Records supplied
.....

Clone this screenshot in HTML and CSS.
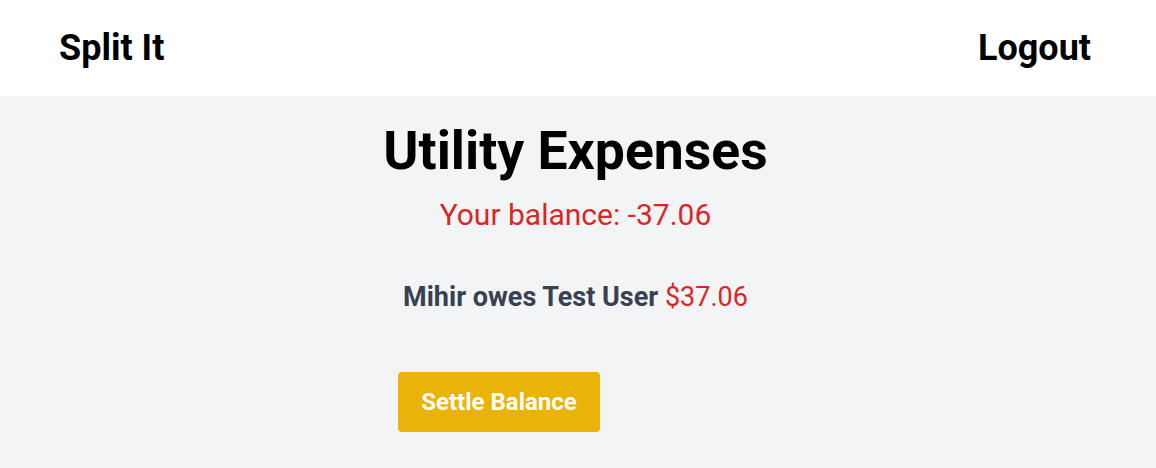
FILE: index.html
```html
<!DOCTYPE html>
<html>
<head>
<meta charset="utf-8">
<link rel="stylesheet" href="styles.css">
</head>
<body>
<header class="topbar">
  <div class="brand">Split It</div>
  <div class="logout">Logout</div>
</header>
<main class="content">
  <h1 class="title">Utility Expenses</h1>
  <p class="balance">Your balance: -37.06</p>
  <p class="debt"><span class="debt-text">Mihir owes Test User</span> <span class="amount">$37.06</span></p>
  <div class="actions">
    <button class="settle">Settle Balance</button>
  </div>
</main>
</body>
</html>
```

FILE: styles.css
```css
html, body {
  margin: 0;
  padding: 0;
}
body {
  font-family: Roboto, "Liberation Sans", sans-serif;
  background: #f3f4f6;
  height: 468px;
  overflow: hidden;
}
.topbar {
  height: 96px;
  background: #ffffff;
  display: flex;
  align-items: center;
  justify-content: space-between;
  padding: 0 65px 0 59px;
}
.brand, .logout {
  font-size: 36px;
  line-height: 40px;
  font-weight: 700;
  color: #000;
}
.content {
  display: flex;
  flex-direction: column;
  align-items: center;
  padding-right: 5px;
}
.title {
  margin: 23px 0 0;
  font-size: 53.5px;
  font-weight: 700;
  line-height: 1.2;
  color: #000;
}
.balance {
  margin: 14px 0 0;
  font-size: 30px;
  line-height: 36px;
  color: #dc2626;
}
.debt {
  margin: 46px 0 0;
  font-size: 27px;
  line-height: 36px;
}
.debt-text {
  font-weight: 700;
  color: #374151;
}
.amount {
  color: #dc2626;
}
.actions {
  width: 355px;
  margin-top: 57px;
  display: flex;
}
.settle {
  width: 202px;
  height: 60px;
  border: none;
  border-radius: 4px;
  background: #eab308;
  color: #fff;
  font-family: Roboto, "Liberation Sans", sans-serif;
  font-size: 24px;
  font-weight: 700;
}
```
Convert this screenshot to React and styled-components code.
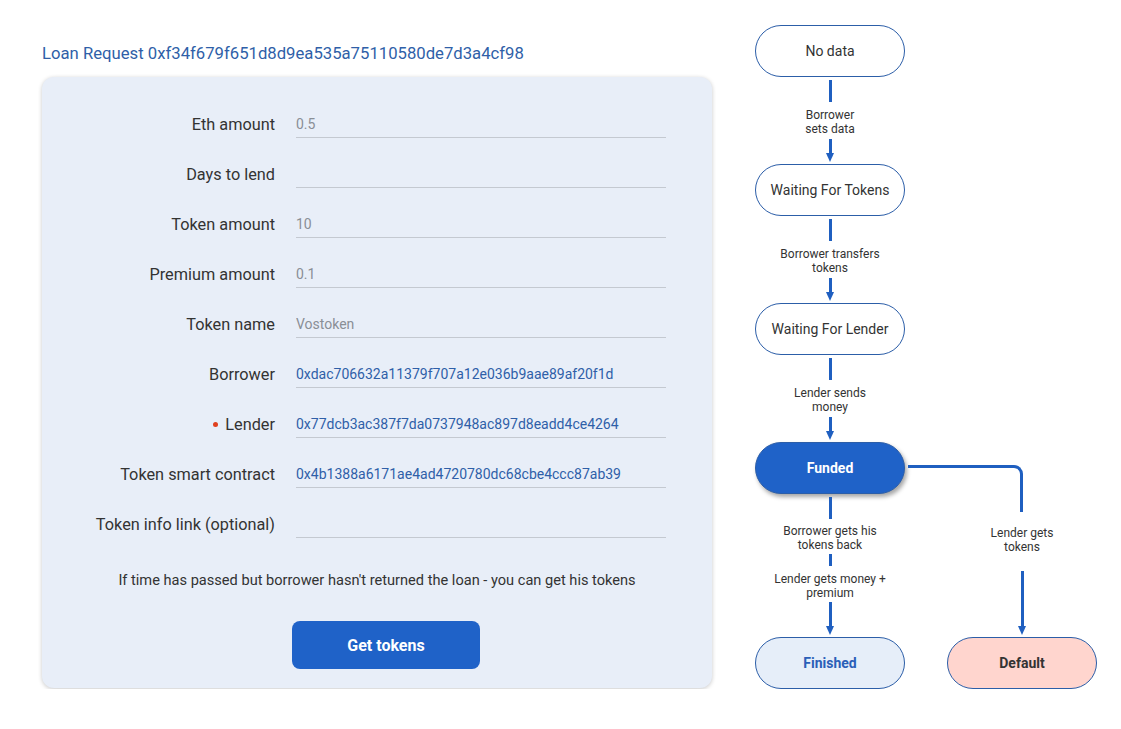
import React from 'react';
import styled, { createGlobalStyle } from 'styled-components';

const GlobalStyle = createGlobalStyle`
  body {
    margin: 0;
    background: #ffffff;
    font-family: Roboto, "Noto Sans", sans-serif;
    color: #333333;
  }
`;

const Page = styled.div`
  display: flex;
  align-items: flex-start;
  gap: 43px;
  padding: 25px 0 0 42px;
`;

const Main = styled.div`
  width: 670px;
`;

const Title = styled.h1`
  margin: 17px 0 11px 0;
  font-size: 16.7px;
  line-height: 24px;
  font-weight: 400;
  color: #2f5fa8;
  white-space: nowrap;
`;

const Card = styled.div`
  display: flex;
  flex-direction: column;
  padding: 22px 46px 19px 20px;
  background: #e8eef8;
  border-radius: 12px;
  box-shadow: 0 1px 4px rgba(0, 0, 0, 0.22);
`;

const Row = styled.div`
  display: grid;
  grid-template-columns: 213px 1fr;
  column-gap: 21px;
  align-items: center;
  height: 50px;
`;

const Label = styled.label`
  display: flex;
  align-items: center;
  justify-content: flex-end;
  font-size: 16.3px;
  color: #333333;
  white-space: nowrap;
`;

const Dot = styled.span`
  width: 5px;
  height: 5px;
  border-radius: 50%;
  background: #e0401f;
  margin-right: 7px;
`;

const Input = styled.input`
  box-sizing: border-box;
  height: 27px;
  padding: 0;
  border: none;
  border-bottom: 1px solid #c4c9d1;
  background: transparent;
  font-family: inherit;
  font-size: 14px;
  color: ${(p) => (p.$address ? '#2f5fa8' : '#8a8f96')};
  outline: none;
`;

const Note = styled.p`
  margin: 21px 0 0 0;
  font-size: 14.6px;
  line-height: 20px;
  text-align: center;
  padding-left: 26px;
  color: #333333;
  white-space: nowrap;
`;

const Button = styled.button`
  align-self: flex-start;
  width: 188px;
  height: 48px;
  margin: 31px 0 0 230px;
  border: none;
  border-radius: 8px;
  background: #1f62c8;
  color: #ffffff;
  font-family: inherit;
  font-size: 16px;
  font-weight: 700;
  cursor: pointer;
`;

const Diagram = styled.div`
  display: grid;
  grid-template-columns: 150px 150px;
  grid-template-rows: 52px 87px 52px 87px 52px 87px 52px 143px 52px;
  column-gap: 42px;
`;

const Node = styled.div`
  grid-column: ${(p) => p.$col || 1};
  box-sizing: border-box;
  display: flex;
  align-items: center;
  justify-content: center;
  border: 1px solid #2c5ea8;
  border-radius: 26px;
  font-size: 14px;
  font-weight: ${(p) => (p.$variant ? 700 : 400)};
  background: ${(p) =>
    p.$variant === 'funded' ? '#1f62c8' : p.$variant === 'finished' ? '#e6eef9' : p.$variant === 'default' ? '#ffd5ce' : '#ffffff'};
  color: ${(p) => (p.$variant === 'funded' ? '#ffffff' : p.$variant === 'finished' ? '#2a5fb8' : '#333333')};
  box-shadow: ${(p) => (p.$variant === 'funded' ? '2px 3px 4px rgba(0, 0, 0, 0.35)' : 'none')};
`;

const Connector = styled.div`
  grid-column: 1;
  display: flex;
  flex-direction: column;
  align-items: center;
  padding: 3px 0 2px 0;
`;

const Line = styled.div`
  width: 3px;
  height: ${(p) => p.$h}px;
  margin-top: ${(p) => p.$mt || 0}px;
  background: #1f5fc0;
`;

const Arrow = styled.div`
  flex: 1;
  display: flex;
  flex-direction: column;
  align-items: center;
  margin-top: ${(p) => p.$mt || 3}px;

  &::before {
    content: '';
    flex: 1;
    width: 3px;
    background: #1f5fc0;
  }

  &::after {
    content: '';
    width: 0;
    height: 0;
    border-left: 4px solid transparent;
    border-right: 4px solid transparent;
    border-top: 9px solid #1f5fc0;
    margin-top: -2px;
  }
`;

const EdgeLabel = styled.div`
  margin-top: ${(p) => p.$mt}px;
  font-size: 12px;
  line-height: 14px;
  text-align: center;
  color: #333333;
  white-space: nowrap;
`;

const Branch = styled.div`
  grid-column: 2;
  grid-row: 7 / span 2;
  display: flex;
  flex-direction: column;
  align-items: center;
  padding: 23px 0 2px 0;
`;

const Elbow = styled.div`
  align-self: flex-start;
  box-sizing: border-box;
  width: 115px;
  height: 47px;
  margin-left: -39px;
  border-top: 3px solid #1f5fc0;
  border-right: 3px solid #1f5fc0;
  border-top-right-radius: 9px;
`;

const fields = [
  { label: 'Eth amount', value: '0.5' },
  { label: 'Days to lend', value: '' },
  { label: 'Token amount', value: '10' },
  { label: 'Premium amount', value: '0.1' },
  { label: 'Token name', value: 'Vostoken' },
  { label: 'Borrower', value: '0xdac706632a11379f707a12e036b9aae89af20f1d', address: true },
  { label: 'Lender', value: '0x77dcb3ac387f7da0737948ac897d8eadd4ce4264', address: true, marked: true },
  { label: 'Token smart contract', value: '0x4b1388a6171ae4ad4720780dc68cbe4ccc87ab39', address: true },
  { label: 'Token info link (optional)', value: '' },
];

const steps = [
  { node: 'No data', edge: ['Borrower', 'sets data'] },
  { node: 'Waiting For Tokens', edge: ['Borrower transfers', 'tokens'] },
  { node: 'Waiting For Lender', edge: ['Lender sends', 'money'] },
];

const Lines = ({ lines }) => lines.map((l, i) => <div key={i}>{l}</div>);

export default function App() {
  return (
    <>
      <GlobalStyle />
      <Page>
        <Main>
          <Title>Loan Request 0xf34f679f651d8d9ea535a75110580de7d3a4cf98</Title>
          <Card>
            {fields.map((f) => (
              <Row key={f.label}>
                <Label>
                  {f.marked && <Dot />}
                  {f.label}
                </Label>
                <Input readOnly value={f.value} $address={f.address} />
              </Row>
            ))}
            <Note>If time has passed but borrower hasn't returned the loan - you can get his tokens</Note>
            <Button>Get tokens</Button>
          </Card>
        </Main>

        <Diagram>
          {steps.map((s) => (
            <React.Fragment key={s.node}>
              <Node>{s.node}</Node>
              <Connector>
                <Line $h={22} />
                <EdgeLabel $mt={6}>
                  <Lines lines={s.edge} />
                </EdgeLabel>
                <Arrow />
              </Connector>
            </React.Fragment>
          ))}
          <Node $variant="funded">Funded</Node>
          <Connector>
            <Line $h={22} />
            <EdgeLabel $mt={5}>
              <Lines lines={['Borrower gets his', 'tokens back']} />
            </EdgeLabel>
            <Line $h={12} $mt={2} />
            <EdgeLabel $mt={6}>
              <Lines lines={['Lender gets money +', 'premium']} />
            </EdgeLabel>
            <Arrow $mt={2} />
          </Connector>
          <Branch>
            <Elbow />
            <EdgeLabel $mt={14}>
              <Lines lines={['Lender gets', 'tokens']} />
            </EdgeLabel>
            <Arrow $mt={17} />
          </Branch>
          <Node $variant="finished">Finished</Node>
          <Node $variant="default" $col={2}>
            Default
          </Node>
        </Diagram>
      </Page>
    </>
  );
}
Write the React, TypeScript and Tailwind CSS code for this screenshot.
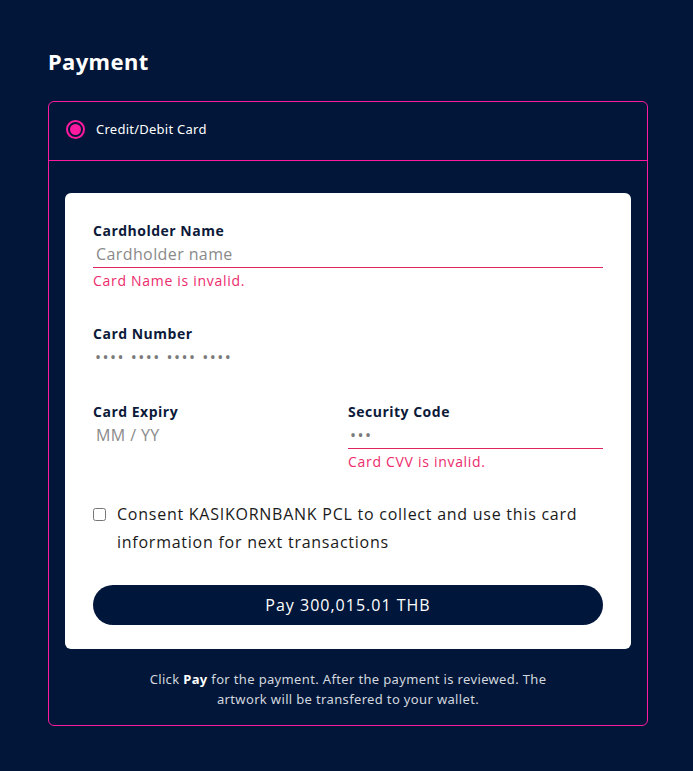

.....

Given problem
Tally the lines of the listing in which the word "components" occurs, and state the total alone.

Expected answer
2